# SIMS Dublin



## happyfeet (Mar 27, 2008)

Hi

I am totally new to FF and just wanted to introduce myself!!  DH and I have recently found out that we need to have ICSI due to MFI (low count, motility, morphology and ASAs).  We are in Belfast and are currently looking at our options for treatment, one of them being SIMs in Dublin.

Does anyone have any experience of the clinic in general? Especially if you had to travel down to Dublin, did you find it added to the stress of it all? I haven't been for the initial consultation, but have sent back all the stuff a few weeks ago and am just waiting on a date for an appointment. 

Any info/guidance or advice would be greatly appreciated!

Thanks


----------



## emak (Jan 21, 2008)

Hi happyfeet and welcome to ff .I am attending the rfc ,so have no experience of Simms ,but im sure that some of the other girls may have experience of it.Join into the NI thread and you may get your questions answered,i know that i got a lot of info from the other gals and its also good craic.
Ema


----------



## boboboy (Feb 29, 2008)

Hi Happy,
I am sorry but I also do not know a lot about SIMS ( but my friend had IVF there a few years ago and loved them and now has a lovely little girl )  anyway there is another web site and I know lots of the girls on it go to SIMS so maybe you could check it out too.
www.irishinfertilitysupportforums.ie
Bobo


----------



## happyfeet (Mar 27, 2008)

Hi

Thanks for the replies, I will check out the other forum Bobo and will def head over to NI thread!  

Cheers


----------



## angel83 (Mar 14, 2005)

Hi there Happy Feet

The only input i can give you is that i have been in contact with them for iui.

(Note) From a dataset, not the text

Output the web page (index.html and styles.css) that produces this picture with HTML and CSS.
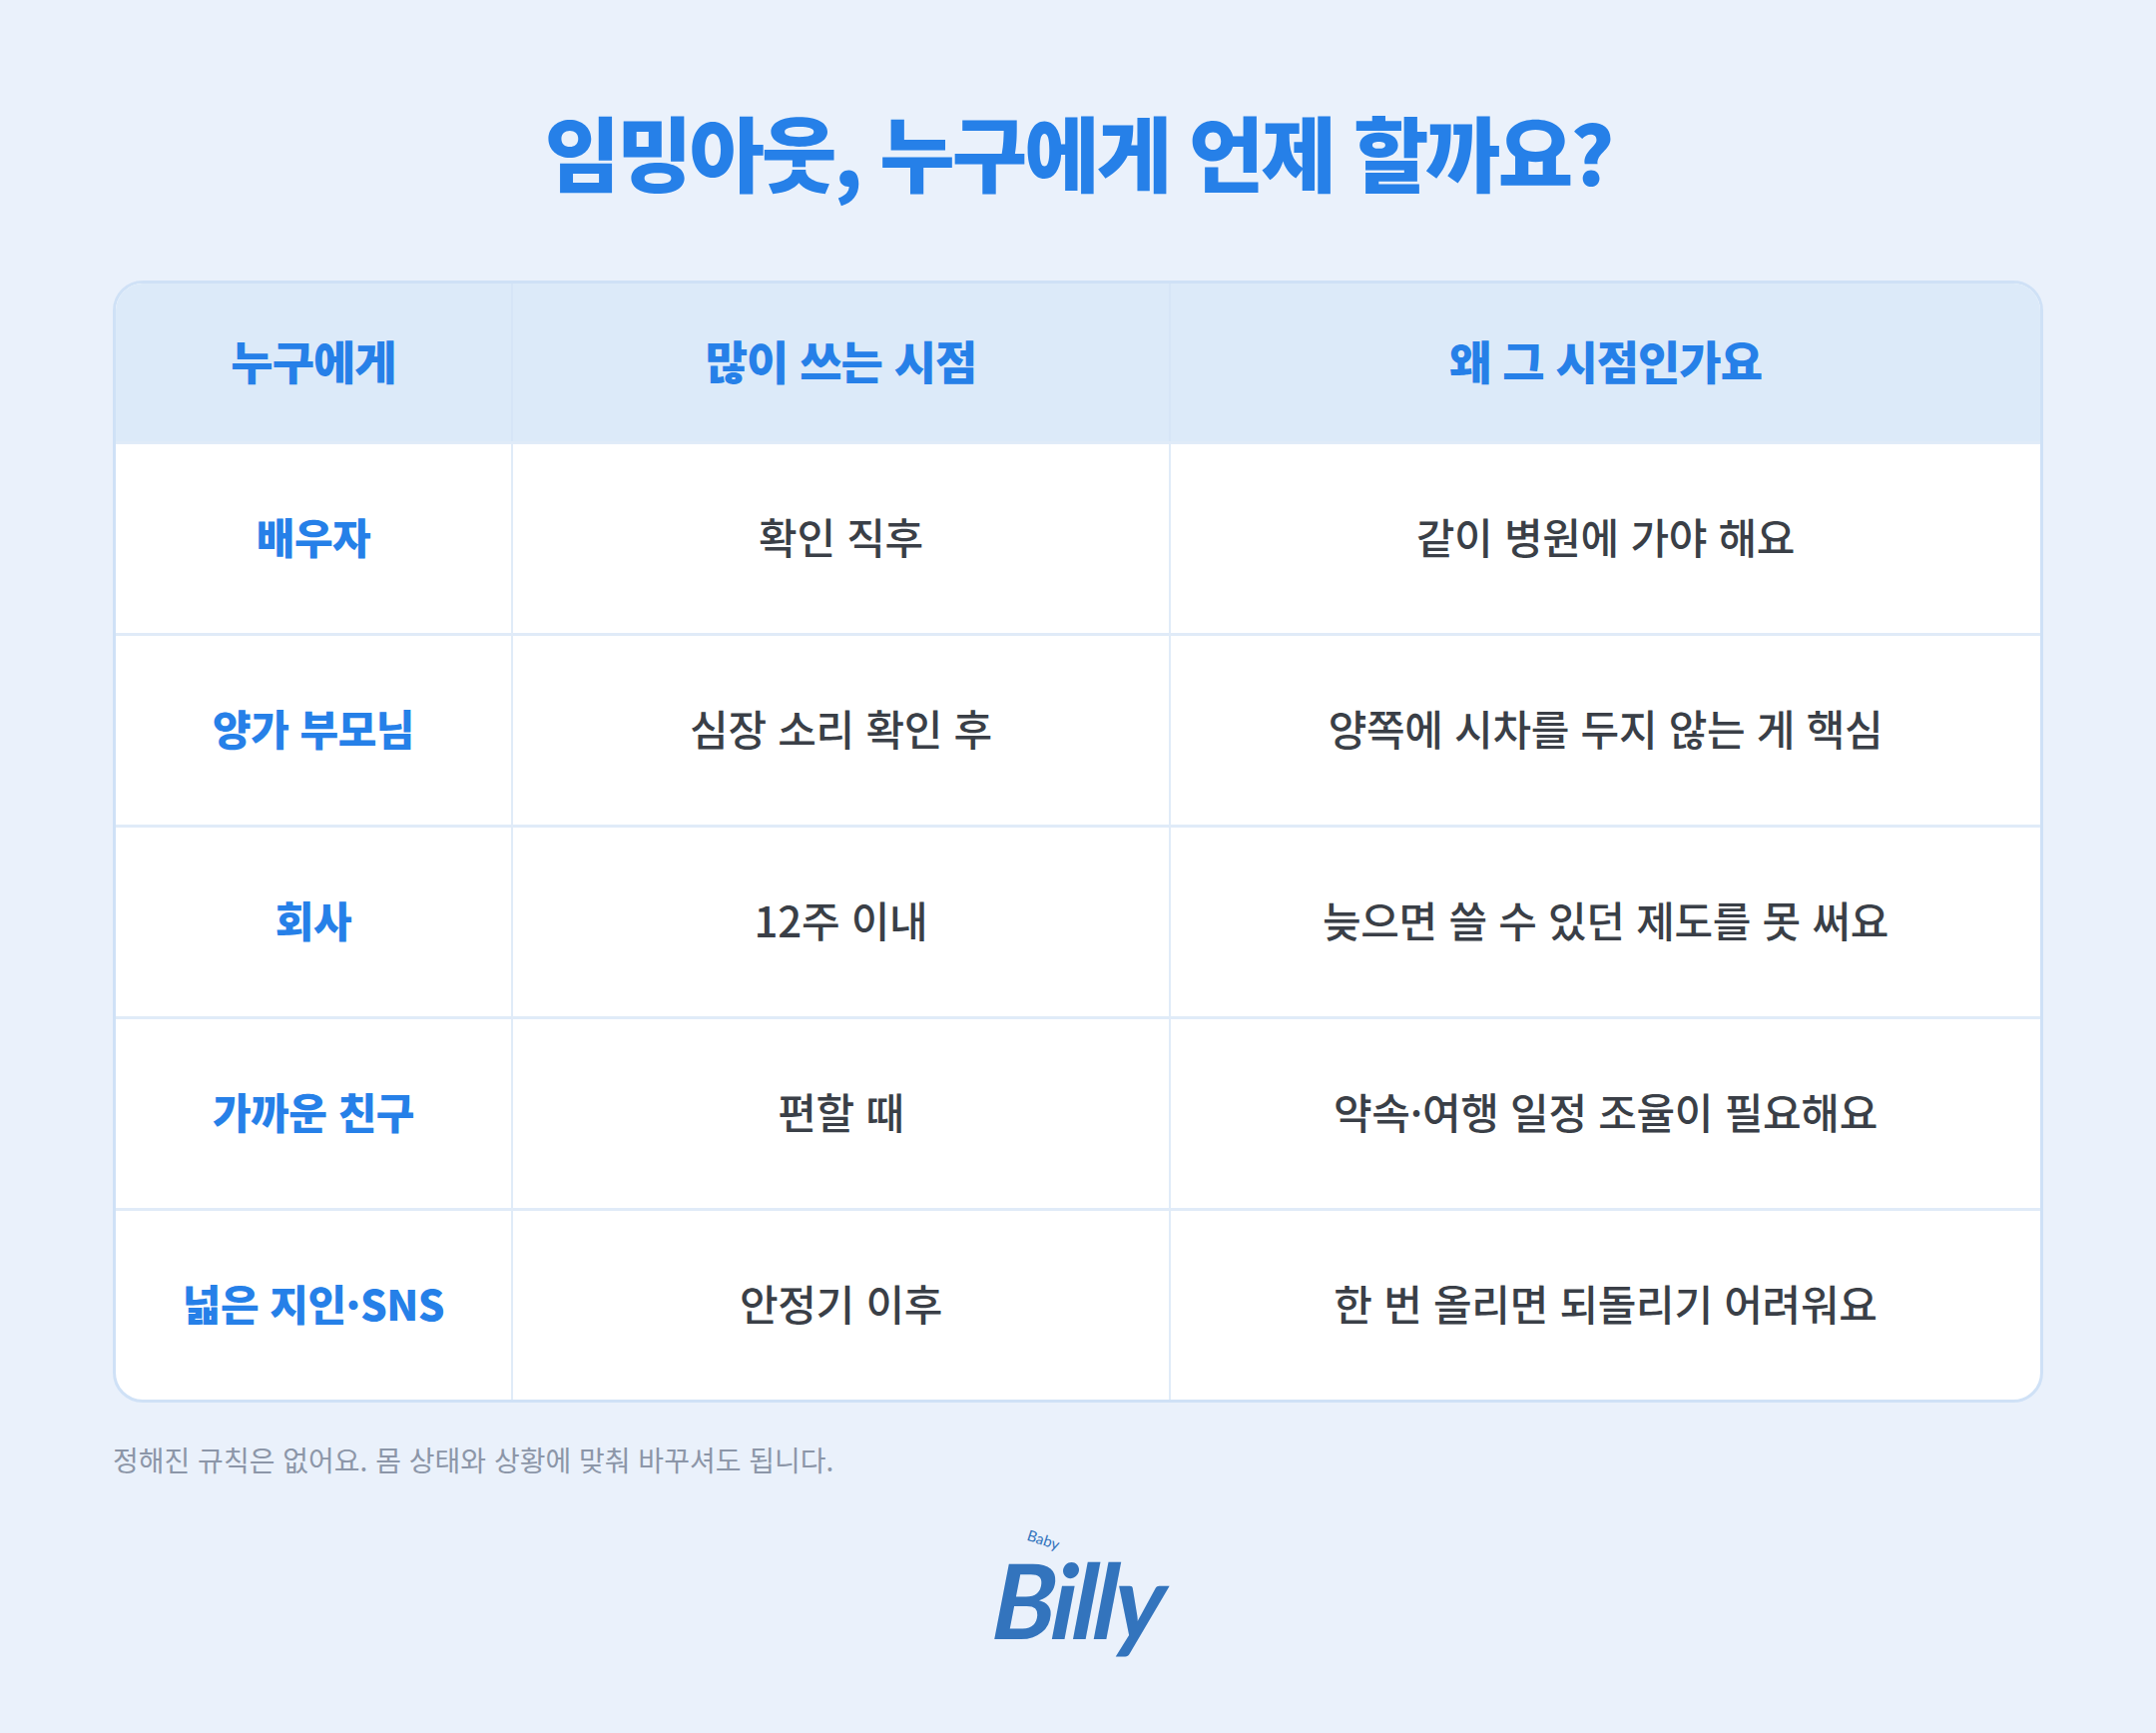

All my communication has been really positive and they are lovely to speak to. They seem to be able to let you speak to a fetility nurse at the drop of a hat. Which to me is impressive. And they are always happy to talk to you.

Angel83


----------



## MillieMac (Apr 4, 2008)

Hi Girls, 

I've been attending Sims for a few years now. I find them great. They will give you a protocol that suits you. They don't have a standard protocol for all. I live in Dundalk and it takes me 1hr30mins to get there. It can take anything to 2-3hours in rush hour traffic. Your EC is booked before you cycle and they work backwards from that.

If you have any questions just ask and I'll help you out as best I can. 

Good luck!


----------